The new details emerged as prosecutors responded to efforts by lawyers for businessman Richard W. Ireland to get his charges dismissed in federal court in Harrisburg. The case revolves around lucrative state contracts to invest billions of taxpayer dollars.
Ireland’s lawyers say prosecutors had not shown an explicit exchange of money for an official act to back up 6-month-old charges that Ireland allegedly tried to bribe ex-Pennsylvania state Treasurer Rob McCord with secret campaign contributions.
Prosecutors responded in Friday’s filing, saying that recorded conversations between Ireland and McCord “make clear specific official actions sought by Ireland in exchange for offers.”
One of those offers was to “take ’very good care’ of McCord, and to put McCord on Ireland’s ’payroll’ after McCord leaves office,” prosecutors said.

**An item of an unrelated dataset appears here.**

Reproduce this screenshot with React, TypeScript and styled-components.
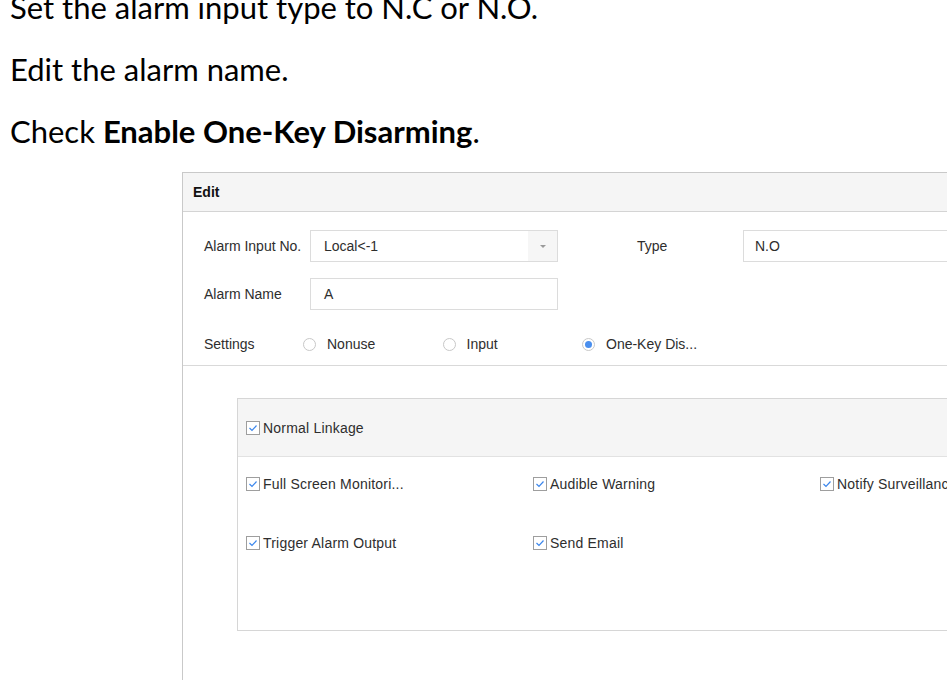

Prosecutors also said Ireland sought McCord’s help in securing a state pension fund contract worth at least $100 million to an asset management company with which Ireland “had a financial relationship.” McCord, as treasurer, sat on the board of the State Employees Retirement System.

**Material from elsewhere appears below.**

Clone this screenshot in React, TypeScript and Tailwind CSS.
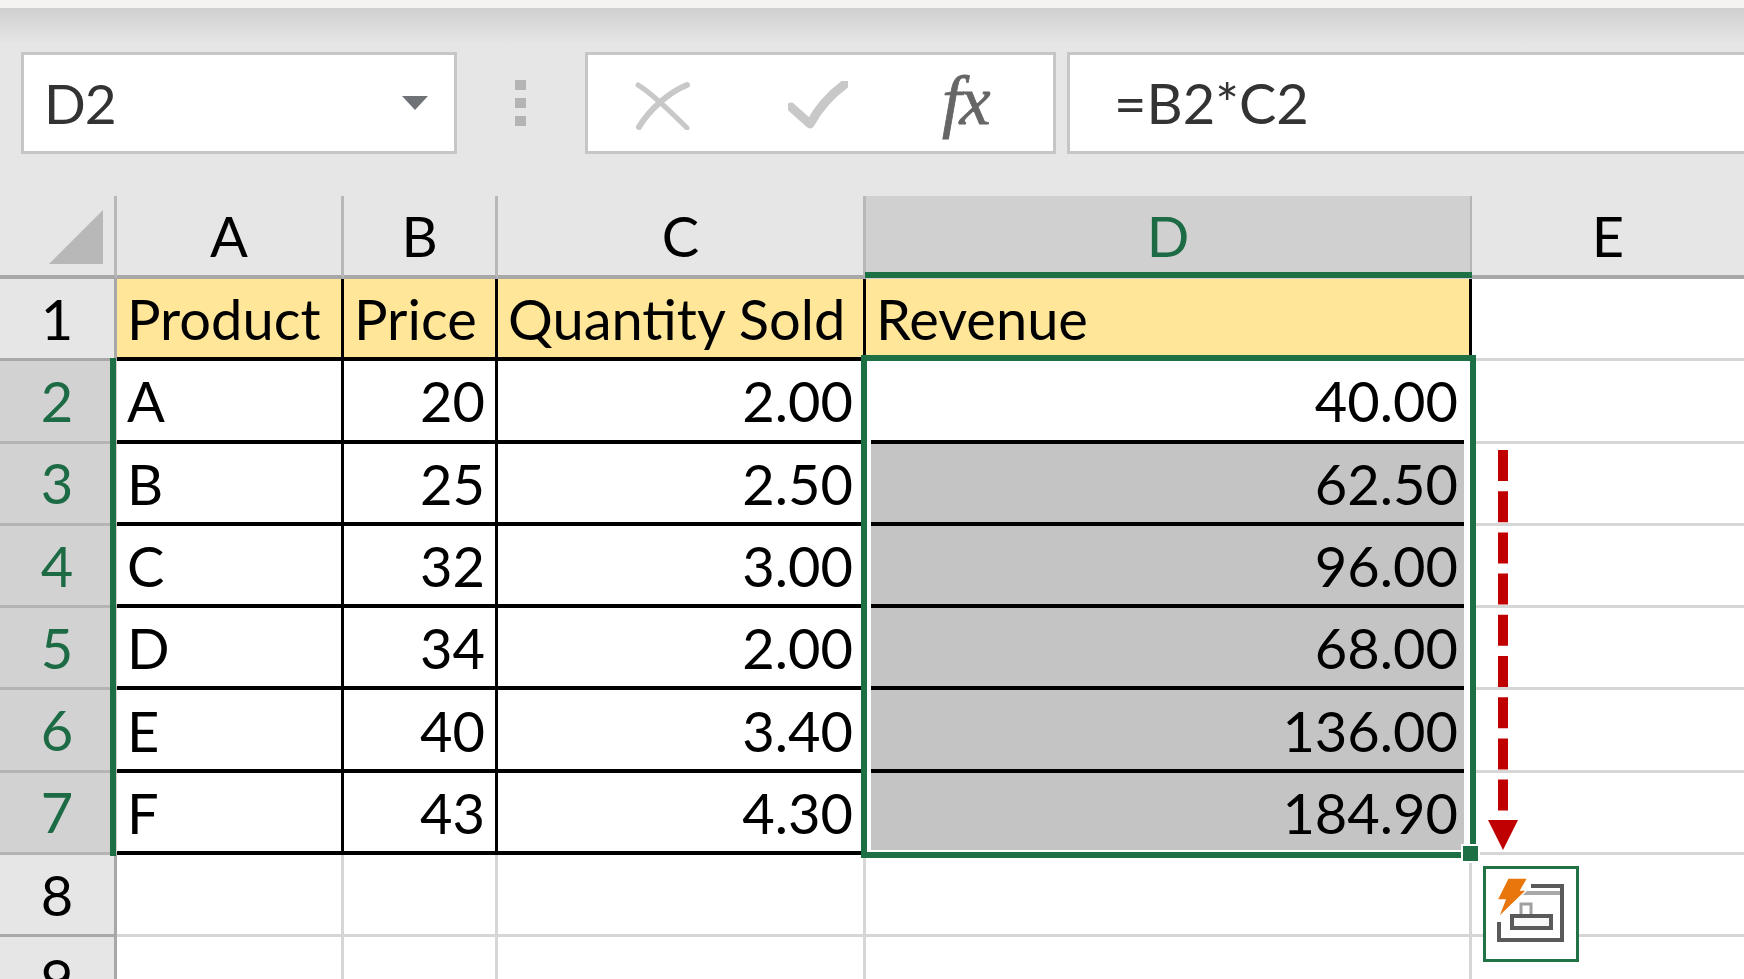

In another conversation, Ireland sought McCord’s hiring of a consultant at the Treasury Department who would be favorable to Ireland, prosecutors said.
Ireland’s intent to pay McCord once McCord left the treasurer’s office is evident, prosecutors said, from records showing that Ireland paid another former state treasurer more than $600,000 after that treasurer left office.
Prosecutors did not name that previous state treasurer, but one former Pennsylvania treasurer, Barbara Hafer, was charged in July with making false statements to federal agents, allegedly to conceal payments of more than $500,000 from an unnamed businessman’s firm. Hafer was treasurer from 1997 to 2005.
Ireland, 79, has not been charged in connection with Hafer. Ireland has shared in millions of dollars in fees from the Treasury Department and, with a business partner, given more than $1 million combined in campaign contributions to Democratic and Republican groups, PACs and candidates, including Hafer and McCord.
The U.S. attorney’s office in Harrisburg declined Monday to say who, exactly, was the former state treasurer allegedly paid by Ireland, or whether the State Employees Retirement System contract was actually awarded to an Ireland-affiliated firm.
The retirement system has said it believes it has no direct holdings or investments with any companies owned or operated by Ireland.
A lawyer for Ireland, Brian M. Heberlig, declined comment Monday. Ireland’s trial is scheduled to start March 9. Hafer’s is scheduled for June 12. Her lawyers say she is innocent.
McCord is awaiting sentencing in a separate criminal case.
McCord resigned with two years left in his second term as state treasurer before pleading guilty in February 2015 to two counts of attempted extortion. McCord admitted that recorded telephone conversations captured him trying to use his position as treasurer to strong-arm state contractors into donating money to his failed 2014 gubernatorial campaign.